Voluntad Magna
Como todos los días, hoy temprano en la mañana Ester se levantó y dentro de sus múltiples tareas fue a vestir a su hija menor. Hacía frío y la niña tenía el sweater puesto en su cuello pero las mangas bailaban. – Levante los brazos mijita -, le ha dicho Ester a su hija de tres años, pero esta le ha respondido -no mamá, yo solita-.
Ester se sonríe, la deja sola y va a su tarea más difícil y cotidiana desde hace veinte años. Su hijo Esteban, el mayor. El joven tiene parálisis cerebral, ella le conoce los gestos y dice que se ríe cuando la ve. Logra vestirlo y alimentarlo en dos horas. Esteban sólo aporta su presencia, no sabe que encarna una lección diaria de caridad. De su mamá, dicen que ella tiene el cielo ganado.
Cada día nos despertamos las personas concretas de todas las familias, de todas las casas, de todos los barrios, de todas las empresas y emprendimientos. Y retomamos ahí nuestras historias en las que somos protagonistas a la vez que prójimo.
Temprano vamos a nuestro trabajo a gastarnos, tanto así que cuando éste no nos satisface, declaramos que no nos llena. Si, todos los días salimos a ganarnos la vida con nuestra capacidad de DAR, intentando la mejor versión de nosotros mismos y la posibilidad de favorecer las circunstancias de los otros. Todo sin decretos, tan solo comprometidos con nuestra conciencia y confiados en la disposición de los demás.
La frontera invisible que nos distingue entre individuo y continente, es la misma que nos propone amar al prójimo como a nosotros mismos. Esa frontera se llama subsidiaridad. Ni más ni menos. “Yo solita” no refleja renuncia ni injusticia respecto del bien común, lo mismo que la sonrisa extraviada de un rostro minusválido, no resulta monopolio ni despilfarro de éste.

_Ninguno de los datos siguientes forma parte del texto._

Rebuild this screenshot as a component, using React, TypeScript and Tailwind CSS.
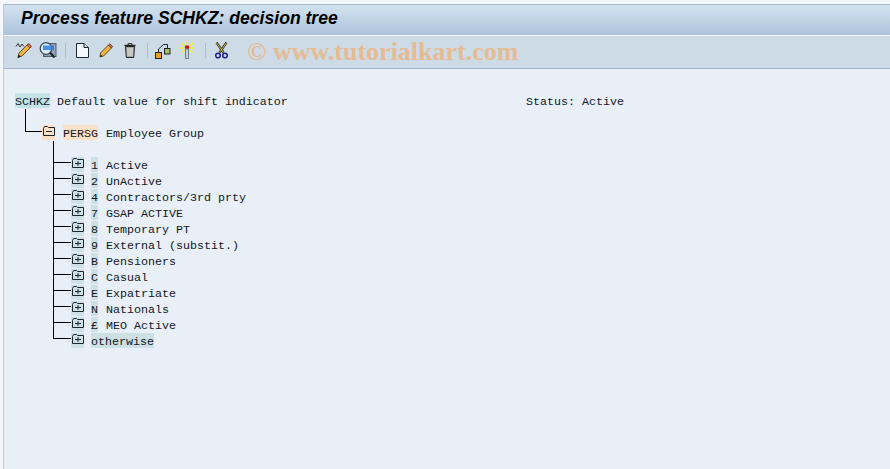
const rows = [
  { key: "1", label: "Active" },
  { key: "2", label: "UnActive" },
  { key: "4", label: "Contractors/3rd prty" },
  { key: "7", label: "GSAP ACTIVE" },
  { key: "8", label: "Temporary PT" },
  { key: "9", label: "External (substit.)" },
  { key: "B", label: "Pensioners" },
  { key: "C", label: "Casual" },
  { key: "E", label: "Expatriate" },
  { key: "N", label: "Nationals" },
  { key: "£", label: "MEO Active" },
];

function Separator() {
  return <div className="w-px h-[15px] bg-[#a9bed3]" />;
}

function PencilSquiggle() {
  return (
    <svg width="18" height="17" viewBox="0 0 18 17" fill="none">
      <path d="M1 4.5 L3 1.5 L5 5 L7 2 L9 4.5" stroke="#333" strokeWidth="1" />
      <path d="M4 11 L12 3 L15 6 L7 14 L3 15.5 Z" fill="#f2b33c" stroke="#5b4a2a" strokeWidth="1" />
      <path d="M12 3 L14 1.5 L16.5 4.5 L15 6 Z" fill="#e8705a" stroke="#7a3a2a" strokeWidth="1" />
      <path d="M2.5 16 L3.5 12.5 L6 14.5 Z" fill="#222" />
    </svg>
  );
}

function ScreenSearch() {
  return (
    <svg width="18" height="17" viewBox="0 0 18 17" fill="none">
      <rect x="4.5" y="1.5" width="12.5" height="13" fill="#8fa3b5" stroke="#4d5f70" />
      <circle cx="7" cy="6.5" r="5.8" fill="#d9e9f7" stroke="#3d4a58" strokeWidth="1.3" />
      <rect x="4" y="3.5" width="11" height="4.5" fill="#2f7fe0" opacity="0.85" />
      <path d="M11 10.5 L15.5 15.5" stroke="#222" strokeWidth="2" />
    </svg>
  );
}

function NewDoc() {
  return (
    <svg width="13" height="15" viewBox="0 0 13 15" fill="none">
      <path d="M0.5 0.5 H8 L12.5 4.5 V14.5 H0.5 Z" fill="#f3f8fd" stroke="#1c2630" />
      <path d="M8 0.5 V4.5 H12.5" fill="#c9d7e4" stroke="#1c2630" />
    </svg>
  );
}

function Pencil() {
  return (
    <svg width="14" height="15" viewBox="0 0 14 15" fill="none">
      <path d="M1.5 10 L9.5 2 L12.5 5 L4.5 13 L1 14 Z" fill="#f2b33c" stroke="#5b4a2a" strokeWidth="1" />
      <path d="M9.5 2 L11 0.8 L13.5 3.5 L12.5 5 Z" fill="#e8705a" stroke="#7a3a2a" strokeWidth="1" />
      <path d="M1 14 L1.8 11.5 L3.5 13.2 Z" fill="#222" />
    </svg>
  );
}

function Trash() {
  return (
    <svg width="12" height="15" viewBox="0 0 12 15" fill="none">
      <path d="M0.5 2.5 H11.5" stroke="#222" strokeWidth="1.4" />
      <path d="M4 2 V0.7 H8 V2" stroke="#222" />
      <path d="M1.5 3.5 H10.5 L9.7 14.5 H2.3 Z" fill="#a8a8a4" stroke="#222" />
      <path d="M4 5 V13 M6 5 V13 M8 5 V13" stroke="#e8e8e4" />
    </svg>
  );
}

function Hierarchy() {
  return (
    <svg width="16" height="16" viewBox="0 0 16 16" fill="none">
      <path d="M3.5 9 V6 L8.5 1.5 H12.5 V5" stroke="#222" />
      <rect x="0.5" y="9.5" width="6" height="6" fill="#f0a020" stroke="#222" />
      <rect x="9.5" y="5.5" width="5.5" height="5.5" fill="#a8c060" stroke="#222" />
    </svg>
  );
}

function Wand() {
  return (
    <svg width="14" height="17" viewBox="0 0 14 17" fill="none">
      <path d="M7 0 V2.5 M1 1 L4.5 4 M13 1 L9.5 4 M0 6 H4 M10 6 H14 M1.5 10.5 L4.5 8 M12.5 10.5 L9.5 8" stroke="#fff200" strokeWidth="1.3" />
      <rect x="5" y="3.5" width="4" height="3.5" fill="#e0101a" />
      <rect x="5.5" y="7" width="3" height="9.5" fill="#c4d0dc" stroke="#6d7f90" strokeWidth="1" />
    </svg>
  );
}

function Scissors() {
  return (
    <svg width="13" height="17" viewBox="0 0 13 17" fill="none">
      <path d="M1.5 0.5 L8.5 10.5 M11.5 0.5 L4.5 10.5" stroke="#222" strokeWidth="2.2" />
      <path d="M1.7 1 L8.2 10 M11.3 1 L4.8 10" stroke="#f2d84a" strokeWidth="0.9" />
      <circle cx="3" cy="13.5" r="2.3" stroke="#1a1f8c" strokeWidth="1.5" />
      <circle cx="10" cy="13.5" r="2.3" stroke="#1a1f8c" strokeWidth="1.5" />
    </svg>
  );
}

function FolderIcon({ plus }: { plus: boolean }) {
  return (
    <svg width="12" height="10" viewBox="0 0 12 10" fill="none" className="mt-[-3px]">
      <path d="M0.5 2.5 V9.5 H11.5 V1.5 H5.5 L4.5 0.5 H1.5 Z" stroke="#1c2630" />
      {plus ? (
        <path d="M3 5.5 H9 M6 3 V8" stroke="#1c2630" />
      ) : (
        <path d="M3 5.5 H9" stroke="#1c2630" />
      )}
    </svg>
  );
}

// one 16px tree row with its connector lines
function Connector({ last }: { last?: boolean }) {
  return (
    <div className="relative w-[18px] h-4 shrink-0">
      <div className={`absolute left-0 top-0 w-px bg-black ${last ? "h-[6px]" : "h-4"}`} />
      <div className="absolute left-0 top-[5px] w-[18px] h-px bg-black" />
    </div>
  );
}

function Node({ code, label, last }: { code: string; label?: string; last?: boolean }) {
  return (
    <div className="flex h-4 ml-[49px]">
      <Connector last={last} />
      <div className="w-[13px] h-[15px] bg-[#cde0e4] flex items-center justify-center">
        <FolderIcon plus />
      </div>
      <div className="ml-[7px] h-[15px] bg-[#cde0e4] leading-[18px]">{code}</div>
      {label && <div className="ml-[8px] leading-[18px]">{label}</div>}
    </div>
  );
}

export default function App() {
  return (
    <div className="w-[890px] h-[469px] overflow-hidden bg-[#f3f6fa] pt-[4px] pl-[3px]">
      <div className="h-full border-l border-[#bccbda] bg-[#e8eff7]">
        <div className="h-px bg-[#a9b8c8]" />
        <div className="h-[30px] bg-gradient-to-b from-[#d3e2ef] to-[#acc3dc] pl-[17px] pb-[3px] flex items-center">
          <h1 className="text-[17.6px] font-bold italic text-black font-['Liberation_Sans',sans-serif] leading-none">
            Process feature SCHKZ: decision tree
          </h1>
        </div>
        <div className="h-px bg-[#f4f8fc]" />
        <div className="h-[33px] bg-[#cddbe7] border-b border-[#a3b5c7] flex items-center pl-[11px] pb-[3px]">
          <div className="w-[18px] flex justify-center"><PencilSquiggle /></div>
          <div className="ml-[6px] w-[18px] flex justify-center"><ScreenSearch /></div>
          <div className="ml-[8px]"><Separator /></div>
          <div className="ml-[9px] w-[14px] flex justify-center"><NewDoc /></div>
          <div className="ml-[10px] w-[14px] flex justify-center"><Pencil /></div>
          <div className="ml-[10px] w-[14px] flex justify-center"><Trash /></div>
          <div className="ml-[10px]"><Separator /></div>
          <div className="ml-[7px] w-[16px] flex justify-center"><Hierarchy /></div>
          <div className="ml-[9px] w-[14px] flex justify-center"><Wand /></div>
          <div className="ml-[11px]"><Separator /></div>
          <div className="ml-[9px] w-[13px] flex justify-center"><Scissors /></div>
          <div className="ml-[19px] mt-[3px] text-[26px] font-bold text-[#e5bb94] font-['Liberation_Serif',serif] leading-none whitespace-nowrap">
            © www.tutorialkart.com
          </div>
        </div>

        <div className="pt-6 text-[11.67px] text-[#10181f] font-['Liberation_Mono',monospace] whitespace-pre">
          <div className="flex h-4 pl-[11px]">
            <div className="w-[35px] h-[15px] bg-[#c3e3e6] leading-[18px]">SCHKZ</div>
            <div className="ml-[7px] w-[469px] leading-[18px]">Default value for shift indicator</div>
            <div className="leading-[18px]">Status: Active</div>
          </div>
          <div className="relative h-4 ml-[21px]">
            <div className="absolute left-0 top-0 w-px h-4 bg-black" />
          </div>
          <div className="flex h-4 ml-[21px]">
            <div className="relative w-[17px] h-4">
              <div className="absolute left-0 top-0 w-px h-[6px] bg-black" />
              <div className="absolute left-0 top-[6px] w-[17px] h-px bg-black" />
            </div>
            <div className="w-[13px] h-[15px] bg-[#f9e0c6] flex items-center justify-center">
              <FolderIcon plus={false} />
            </div>
            <div className="ml-[8px] w-[35px] h-[15px] bg-[#f9e0c6] leading-[18px]">PERSG</div>
            <div className="ml-[8px] leading-[18px]">Employee Group</div>
          </div>
          <div className="relative h-4 ml-[49px]">
            <div className="absolute left-0 top-0 w-px h-4 bg-black" />
          </div>
          {rows.map((row) => (
            <Node key={row.key} code={row.key} label={row.label} />
          ))}
          <Node code="otherwise" last />
        </div>
      </div>
    </div>
  );
}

Otra cosa es que a veces uno se tope con realidades más que injustas, prohibidas. Esas suelen ofuscarnos porque no respetan las reglas de la justa convivencia. Nos afectamos constatando las mezquindades o los excesos de poder que esclavizan las libertades personales y que incluso son capaces de quitarle a Ester su esperanza y a Esteban la dignidad de quien al menos, vive.
Las carencias que dañan, son también esas que surgen de quienes de vez en cuando se arrogan la titularidad sobre el futuro de los otros e irrumpen en sus vidas degradándolas. Mira que pertenecer sólo va bien si te ensancha, pero jamás si ha de cobrarte un menoscabo en el espacio íntimo de tu libertad.
Muy distinto es lo que ocurre con las pobrezas verdaderas. Esas son producto de circunstancias que amparadas en la vida confiada al bien, suelen poder resolverse si cuentan con nuestro compromiso y voluntad.
Chile necesita volver a unirse. Pero requiere que esa voluntad surja de nuestra moral comprometida y no de una carta escrita para ese conglomerado que se llama patria. Esa carta que sea simple y concreta, que los corazones y las voluntades de sus beneficiarios, sólo se comprometen en cada conciencia y en la intimidad del alma.
Para volver a unirnos, que la subsidiaridad sea nuestra frontera determinante, para no sobreabundarnos en deberes ni en derechos. Que su límite colinde entre nuestros máximos personales y los mínimos comunes justos y escasos, de los “Esteban” que cuentan con nosotros. Que entendamos esa medida como un hándicap de exigencia viable. Hay frases que pueden ilustrar aún más la potencia de ese pacto entre persona y comunidad. Sólo a modo de ejemplo: “Me enseñaron tanto que no me dejaron aprender”. “Uno puede hacer todo, menos lo que le corresponde al otro”.
Que jamás un Estado de Derechos transgreda la frontera de esta sana regla, no sea que desvalorice los justos méritos y se enrede en financiar a holgazanes y ladrones que dejarán sin sustento a los verdaderos desvalidos.
Si luego nos va mejor, bueno, corramos entonces progresivamente los límites de nuestros amores, de prójimo y personales, cubriendo mínimos más generosos y elevando las exigencias con nosotros mismos.
Existe una Carta Magna en cada uno de nosotros. Como decía Gandhi, seamos el país que queremos ver. No busquemos en los demás nuestras voluntades adormecidas ni expropiemos la parte de bien común que en rigor no nos pertenece.
Es factible que así, nuestras leyes se simplifiquen. Y que no necesitemos decretar los paraísos, esos que dispuestos por nuestro Creador, se encuentran desde siempre a la espera de contar con nuestras esperanzas, voluntades y manos, para ser reales.